Of the 33 members of the Taliban’s cabinet, 10 are blacklisted by the United Nations.

They are the Taliban’s prime minister Mohammad Hassan Akhund; his deputies Mullah Abdul Ghani Baradar, Abdul Salam Hanafi, and Mawlawi Abdul Kabir; interior minister Sirajuddin Haqqani; deputy minister of defense Mohammad Fazel Mazloum; head of prisoners department Nooruddin Torabi; deputy minister of interior Mohammad Ebrahim Sadr; former higher education minister Abdulhaq Wasiq; and foreign minister Amir Khan Motaqqi.

But Taliban leader Akhundzada’s name is not on the list.

A report by US Special Inspector General for Afghanistan Reconstruction (SIGAR) stated in November last year that many Taliban officials were in the previous Taliban government, between 1996 and 2001, and were involved in many “terrorist attacks.”

Taliban leaders, including Sirajuddin Haqqani (second from left) at a mosque in Kabul in June 2022. Photo: Arg.

Taliban spokesman Zabihullah Mujahid said in September last year that in the Doha agreement, all Taliban officials were involved in the interaction with the United States without any exception.

“These people should have been removed from the United Nations and the United States’ blacklist,” he said.

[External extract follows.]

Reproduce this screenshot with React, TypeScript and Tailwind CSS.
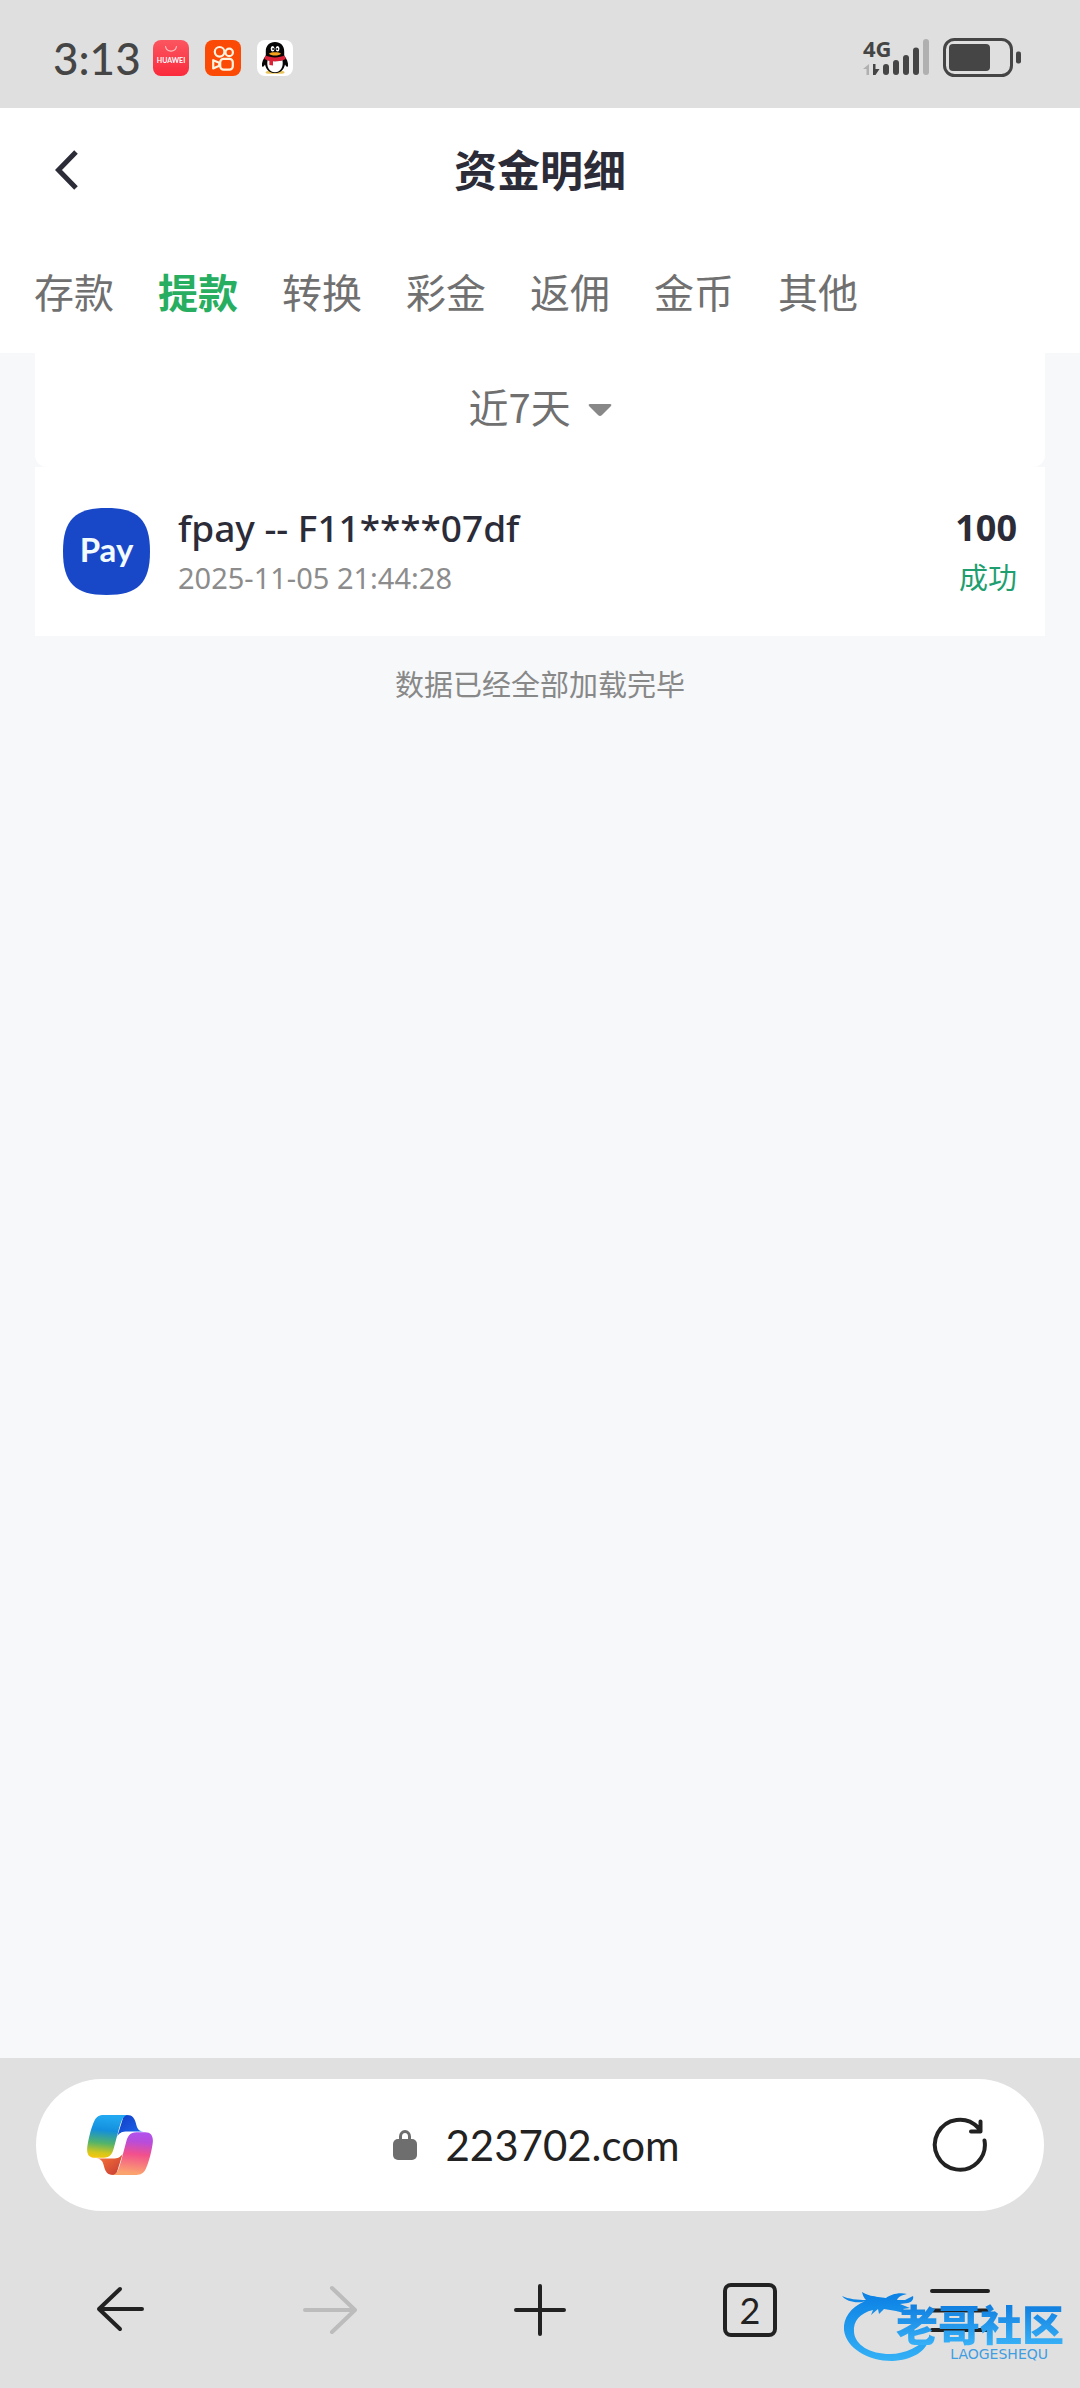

6: A Country Without a Constitution

Another anomaly with the Taliban rule is that the group has no constitution – despite having taken control of the country 14 months ago.

Taliban’s deputy minister of justice, Abdul Karim Haidari, said at a press conference in Kabul in September that Afghanistan does not need a constitution.

But Mujahid said this month that they are working on a policy that will soon be implemented as a constitution.